THE PROBLEM: Reproduce the listing word for word. Skip any image.

════════════════════

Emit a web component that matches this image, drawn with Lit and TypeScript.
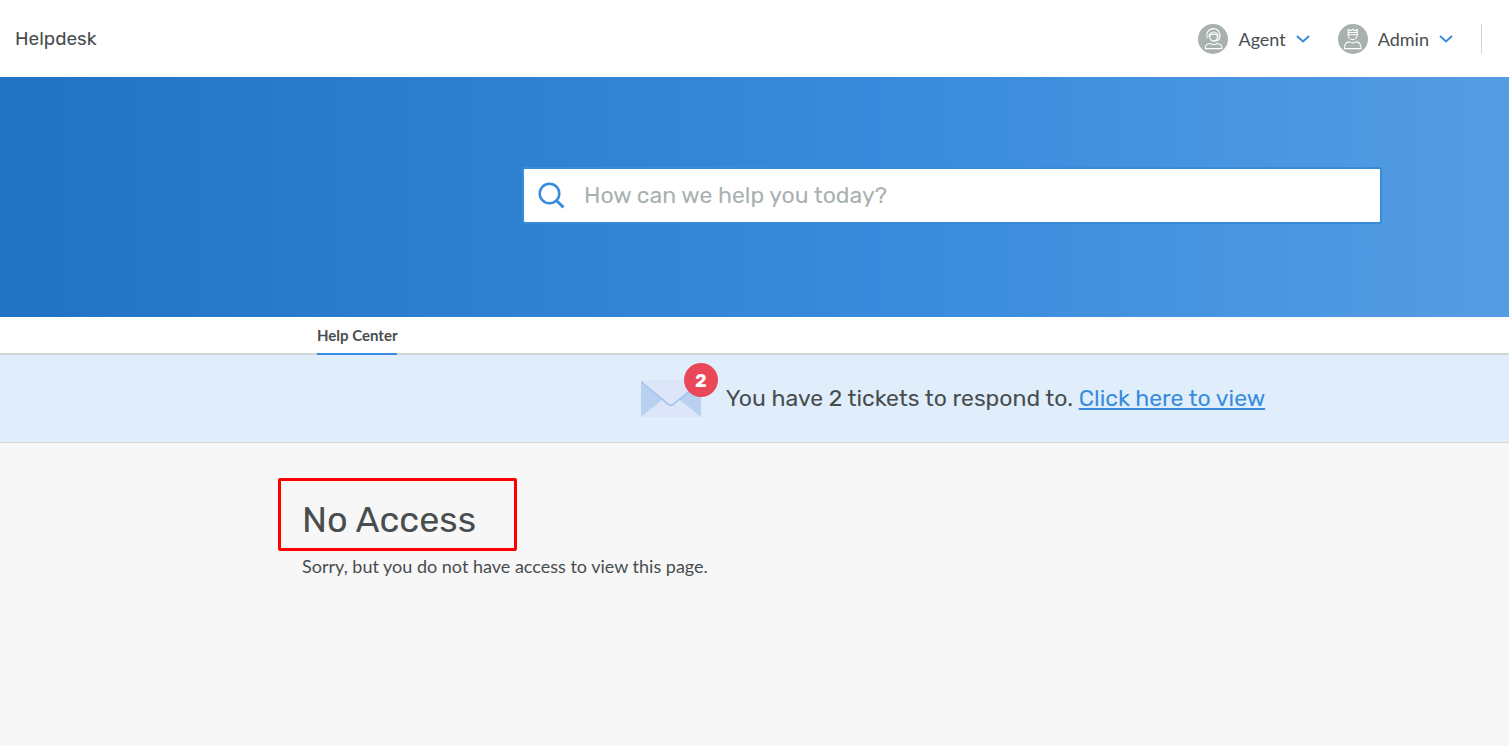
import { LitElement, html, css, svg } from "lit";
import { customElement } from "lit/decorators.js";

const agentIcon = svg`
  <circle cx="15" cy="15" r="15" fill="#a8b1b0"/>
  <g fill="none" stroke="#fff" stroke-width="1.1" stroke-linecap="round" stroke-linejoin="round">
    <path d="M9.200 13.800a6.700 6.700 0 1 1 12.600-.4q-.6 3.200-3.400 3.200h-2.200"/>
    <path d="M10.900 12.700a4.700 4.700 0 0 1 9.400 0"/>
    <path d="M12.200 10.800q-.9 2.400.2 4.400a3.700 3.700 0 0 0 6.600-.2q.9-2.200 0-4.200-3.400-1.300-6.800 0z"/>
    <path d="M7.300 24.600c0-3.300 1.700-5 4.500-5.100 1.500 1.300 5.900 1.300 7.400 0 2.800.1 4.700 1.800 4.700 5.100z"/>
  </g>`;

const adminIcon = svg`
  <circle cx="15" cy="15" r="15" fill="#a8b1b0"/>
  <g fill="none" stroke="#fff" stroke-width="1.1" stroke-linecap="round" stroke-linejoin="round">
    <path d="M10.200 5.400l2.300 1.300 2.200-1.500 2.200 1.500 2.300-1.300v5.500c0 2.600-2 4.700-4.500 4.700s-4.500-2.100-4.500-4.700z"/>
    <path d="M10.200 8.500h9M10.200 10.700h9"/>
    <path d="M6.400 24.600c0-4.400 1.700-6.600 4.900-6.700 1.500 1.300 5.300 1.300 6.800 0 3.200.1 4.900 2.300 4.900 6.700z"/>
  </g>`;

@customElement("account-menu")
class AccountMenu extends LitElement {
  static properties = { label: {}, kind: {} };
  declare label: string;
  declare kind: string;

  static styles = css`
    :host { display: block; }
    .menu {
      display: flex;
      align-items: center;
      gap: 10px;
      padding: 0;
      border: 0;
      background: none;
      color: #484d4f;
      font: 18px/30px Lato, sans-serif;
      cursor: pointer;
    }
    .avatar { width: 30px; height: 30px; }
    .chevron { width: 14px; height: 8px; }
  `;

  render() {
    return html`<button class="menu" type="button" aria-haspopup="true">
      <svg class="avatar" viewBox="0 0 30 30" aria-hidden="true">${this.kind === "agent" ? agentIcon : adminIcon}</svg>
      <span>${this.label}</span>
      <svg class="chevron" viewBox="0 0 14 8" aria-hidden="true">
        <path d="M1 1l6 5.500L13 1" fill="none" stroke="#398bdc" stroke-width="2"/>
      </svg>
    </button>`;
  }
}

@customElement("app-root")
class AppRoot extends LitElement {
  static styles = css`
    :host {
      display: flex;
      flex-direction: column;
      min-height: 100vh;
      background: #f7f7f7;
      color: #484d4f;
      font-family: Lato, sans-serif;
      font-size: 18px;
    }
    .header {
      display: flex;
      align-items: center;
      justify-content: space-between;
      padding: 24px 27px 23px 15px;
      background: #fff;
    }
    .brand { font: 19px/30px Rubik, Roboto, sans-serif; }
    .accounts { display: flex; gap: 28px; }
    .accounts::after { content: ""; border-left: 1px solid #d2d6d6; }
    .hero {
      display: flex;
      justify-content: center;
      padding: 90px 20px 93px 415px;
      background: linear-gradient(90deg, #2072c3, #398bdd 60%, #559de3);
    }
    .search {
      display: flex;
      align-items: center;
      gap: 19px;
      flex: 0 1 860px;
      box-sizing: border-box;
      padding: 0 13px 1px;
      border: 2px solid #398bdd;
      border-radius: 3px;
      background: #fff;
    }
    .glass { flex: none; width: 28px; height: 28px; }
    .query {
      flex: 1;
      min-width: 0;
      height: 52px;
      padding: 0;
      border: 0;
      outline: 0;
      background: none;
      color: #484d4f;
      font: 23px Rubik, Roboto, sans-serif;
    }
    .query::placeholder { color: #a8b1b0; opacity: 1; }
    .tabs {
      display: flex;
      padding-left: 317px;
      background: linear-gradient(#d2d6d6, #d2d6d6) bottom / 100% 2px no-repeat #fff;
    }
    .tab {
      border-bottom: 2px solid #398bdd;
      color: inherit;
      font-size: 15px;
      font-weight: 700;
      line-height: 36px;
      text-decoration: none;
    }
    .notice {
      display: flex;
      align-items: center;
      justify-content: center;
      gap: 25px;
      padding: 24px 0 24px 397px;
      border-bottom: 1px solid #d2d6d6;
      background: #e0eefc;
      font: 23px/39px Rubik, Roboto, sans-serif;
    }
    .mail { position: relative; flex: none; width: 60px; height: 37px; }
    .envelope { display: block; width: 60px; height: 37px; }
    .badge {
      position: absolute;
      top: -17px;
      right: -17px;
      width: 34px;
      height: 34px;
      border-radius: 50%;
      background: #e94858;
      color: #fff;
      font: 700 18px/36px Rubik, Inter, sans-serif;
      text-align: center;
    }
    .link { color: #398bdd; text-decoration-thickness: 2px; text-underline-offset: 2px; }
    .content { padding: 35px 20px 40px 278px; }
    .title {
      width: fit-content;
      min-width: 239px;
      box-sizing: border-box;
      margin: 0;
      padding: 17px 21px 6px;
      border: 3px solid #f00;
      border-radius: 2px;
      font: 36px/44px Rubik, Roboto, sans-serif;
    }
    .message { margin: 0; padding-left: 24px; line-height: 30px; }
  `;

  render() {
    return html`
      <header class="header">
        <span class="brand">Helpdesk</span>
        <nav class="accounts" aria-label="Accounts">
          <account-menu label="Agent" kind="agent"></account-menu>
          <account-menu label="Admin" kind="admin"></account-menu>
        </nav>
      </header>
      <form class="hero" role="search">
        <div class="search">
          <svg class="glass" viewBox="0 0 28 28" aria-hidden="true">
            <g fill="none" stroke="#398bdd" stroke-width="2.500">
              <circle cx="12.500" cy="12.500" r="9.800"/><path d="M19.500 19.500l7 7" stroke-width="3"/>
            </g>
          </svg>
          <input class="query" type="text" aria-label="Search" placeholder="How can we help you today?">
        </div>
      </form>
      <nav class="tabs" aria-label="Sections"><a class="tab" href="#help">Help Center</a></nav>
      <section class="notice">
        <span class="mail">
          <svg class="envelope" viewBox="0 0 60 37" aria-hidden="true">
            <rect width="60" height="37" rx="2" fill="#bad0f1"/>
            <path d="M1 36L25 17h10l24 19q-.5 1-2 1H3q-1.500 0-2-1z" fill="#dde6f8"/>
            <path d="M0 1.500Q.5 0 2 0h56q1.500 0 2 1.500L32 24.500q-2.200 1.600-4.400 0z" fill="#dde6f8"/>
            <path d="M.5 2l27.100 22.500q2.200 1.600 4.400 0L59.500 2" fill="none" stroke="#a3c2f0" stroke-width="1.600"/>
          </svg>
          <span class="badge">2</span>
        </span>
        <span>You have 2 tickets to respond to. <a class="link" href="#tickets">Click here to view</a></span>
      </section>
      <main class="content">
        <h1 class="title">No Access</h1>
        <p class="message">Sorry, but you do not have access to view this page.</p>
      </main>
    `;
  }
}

════════════════════

ANSWER FOR THE TASK:
Emit a web component that matches this image, drawn with Lit and TypeScript.
import { LitElement, html, css, svg } from "lit";
import { customElement } from "lit/decorators.js";

const agentIcon = svg`
  <circle cx="15" cy="15" r="15" fill="#a8b1b0"/>
  <g fill="none" stroke="#fff" stroke-width="1.1" stroke-linecap="round" stroke-linejoin="round">
    <path d="M9.200 13.800a6.700 6.700 0 1 1 12.600-.4q-.6 3.200-3.400 3.200h-2.200"/>
    <path d="M10.900 12.700a4.700 4.700 0 0 1 9.400 0"/>
    <path d="M12.200 10.800q-.9 2.400.2 4.400a3.700 3.700 0 0 0 6.600-.2q.9-2.200 0-4.200-3.400-1.300-6.800 0z"/>
    <path d="M7.300 24.600c0-3.300 1.700-5 4.500-5.100 1.500 1.300 5.900 1.300 7.400 0 2.800.1 4.700 1.800 4.700 5.100z"/>
  </g>`;

const adminIcon = svg`
  <circle cx="15" cy="15" r="15" fill="#a8b1b0"/>
  <g fill="none" stroke="#fff" stroke-width="1.1" stroke-linecap="round" stroke-linejoin="round">
    <path d="M10.200 5.400l2.300 1.300 2.200-1.500 2.200 1.500 2.300-1.300v5.500c0 2.600-2 4.700-4.500 4.700s-4.500-2.100-4.500-4.700z"/>
    <path d="M10.200 8.500h9M10.200 10.700h9"/>
    <path d="M6.400 24.600c0-4.400 1.700-6.600 4.900-6.700 1.500 1.300 5.300 1.300 6.800 0 3.200.1 4.900 2.300 4.900 6.700z"/>
  </g>`;

@customElement("account-menu")
class AccountMenu extends LitElement {
  static properties = { label: {}, kind: {} };
  declare label: string;
  declare kind: string;

  static styles = css`
    :host { display: block; }
    .menu {
      display: flex;
      align-items: center;
      gap: 10px;
      padding: 0;
      border: 0;
      background: none;
      color: #484d4f;
      font: 18px/30px Lato, sans-serif;
      cursor: pointer;
    }
    .avatar { width: 30px; height: 30px; }
    .chevron { width: 14px; height: 8px; }
  `;

  render() {
    return html`<button class="menu" type="button" aria-haspopup="true">
      <svg class="avatar" viewBox="0 0 30 30" aria-hidden="true">${this.kind === "agent" ? agentIcon : adminIcon}</svg>
      <span>${this.label}</span>
      <svg class="chevron" viewBox="0 0 14 8" aria-hidden="true">
        <path d="M1 1l6 5.500L13 1" fill="none" stroke="#398bdc" stroke-width="2"/>
      </svg>
    </button>`;
  }
}

@customElement("app-root")
class AppRoot extends LitElement {
  static styles = css`
    :host {
      display: flex;
      flex-direction: column;
      min-height: 100vh;
      background: #f7f7f7;
      color: #484d4f;
      font-family: Lato, sans-serif;
      font-size: 18px;
    }
    .header {
      display: flex;
      align-items: center;
      justify-content: space-between;
      padding: 24px 27px 23px 15px;
      background: #fff;
    }
    .brand { font: 19px/30px Rubik, Roboto, sans-serif; }
    .accounts { display: flex; gap: 28px; }
    .accounts::after { content: ""; border-left: 1px solid #d2d6d6; }
    .hero {
      display: flex;
      justify-content: center;
      padding: 90px 20px 93px 415px;
      background: linear-gradient(90deg, #2072c3, #398bdd 60%, #559de3);
    }
    .search {
      display: flex;
      align-items: center;
      gap: 19px;
      flex: 0 1 860px;
      box-sizing: border-box;
      padding: 0 13px 1px;
      border: 2px solid #398bdd;
      border-radius: 3px;
      background: #fff;
    }
    .glass { flex: none; width: 28px; height: 28px; }
    .query {
      flex: 1;
      min-width: 0;
      height: 52px;
      padding: 0;
      border: 0;
      outline: 0;
      background: none;
      color: #484d4f;
      font: 23px Rubik, Roboto, sans-serif;
    }
    .query::placeholder { color: #a8b1b0; opacity: 1; }
    .tabs {
      display: flex;
      padding-left: 317px;
      background: linear-gradient(#d2d6d6, #d2d6d6) bottom / 100% 2px no-repeat #fff;
    }
    .tab {
      border-bottom: 2px solid #398bdd;
      color: inherit;
      font-size: 15px;
      font-weight: 700;
      line-height: 36px;
      text-decoration: none;
    }
    .notice {
      display: flex;
      align-items: center;
      justify-content: center;
      gap: 25px;
      padding: 24px 0 24px 397px;
      border-bottom: 1px solid #d2d6d6;
      background: #e0eefc;
      font: 23px/39px Rubik, Roboto, sans-serif;
    }
    .mail { position: relative; flex: none; width: 60px; height: 37px; }
    .envelope { display: block; width: 60px; height: 37px; }
    .badge {
      position: absolute;
      top: -17px;
      right: -17px;
      width: 34px;
      height: 34px;
      border-radius: 50%;
      background: #e94858;
      color: #fff;
      font: 700 18px/36px Rubik, Inter, sans-serif;
      text-align: center;
    }
    .link { color: #398bdd; text-decoration-thickness: 2px; text-underline-offset: 2px; }
    .content { padding: 35px 20px 40px 278px; }
    .title {
      width: fit-content;
      min-width: 239px;
      box-sizing: border-box;
      margin: 0;
      padding: 17px 21px 6px;
      border: 3px solid #f00;
      border-radius: 2px;
      font: 36px/44px Rubik, Roboto, sans-serif;
    }
    .message { margin: 0; padding-left: 24px; line-height: 30px; }
  `;

  render() {
    return html`
      <header class="header">
        <span class="brand">Helpdesk</span>
        <nav class="accounts" aria-label="Accounts">
          <account-menu label="Agent" kind="agent"></account-menu>
          <account-menu label="Admin" kind="admin"></account-menu>
        </nav>
      </header>
      <form class="hero" role="search">
        <div class="search">
          <svg class="glass" viewBox="0 0 28 28" aria-hidden="true">
            <g fill="none" stroke="#398bdd" stroke-width="2.500">
              <circle cx="12.500" cy="12.500" r="9.800"/><path d="M19.500 19.500l7 7" stroke-width="3"/>
            </g>
          </svg>
          <input class="query" type="text" aria-label="Search" placeholder="How can we help you today?">
        </div>
      </form>
      <nav class="tabs" aria-label="Sections"><a class="tab" href="#help">Help Center</a></nav>
      <section class="notice">
        <span class="mail">
          <svg class="envelope" viewBox="0 0 60 37" aria-hidden="true">
            <rect width="60" height="37" rx="2" fill="#bad0f1"/>
            <path d="M1 36L25 17h10l24 19q-.5 1-2 1H3q-1.500 0-2-1z" fill="#dde6f8"/>
            <path d="M0 1.500Q.5 0 2 0h56q1.500 0 2 1.500L32 24.500q-2.200 1.600-4.400 0z" fill="#dde6f8"/>
            <path d="M.5 2l27.100 22.500q2.200 1.600 4.400 0L59.500 2" fill="none" stroke="#a3c2f0" stroke-width="1.600"/>
          </svg>
          <span class="badge">2</span>
        </span>
        <span>You have 2 tickets to respond to. <a class="link" href="#tickets">Click here to view</a></span>
      </section>
      <main class="content">
        <h1 class="title">No Access</h1>
        <p class="message">Sorry, but you do not have access to view this page.</p>
      </main>
    `;
  }
}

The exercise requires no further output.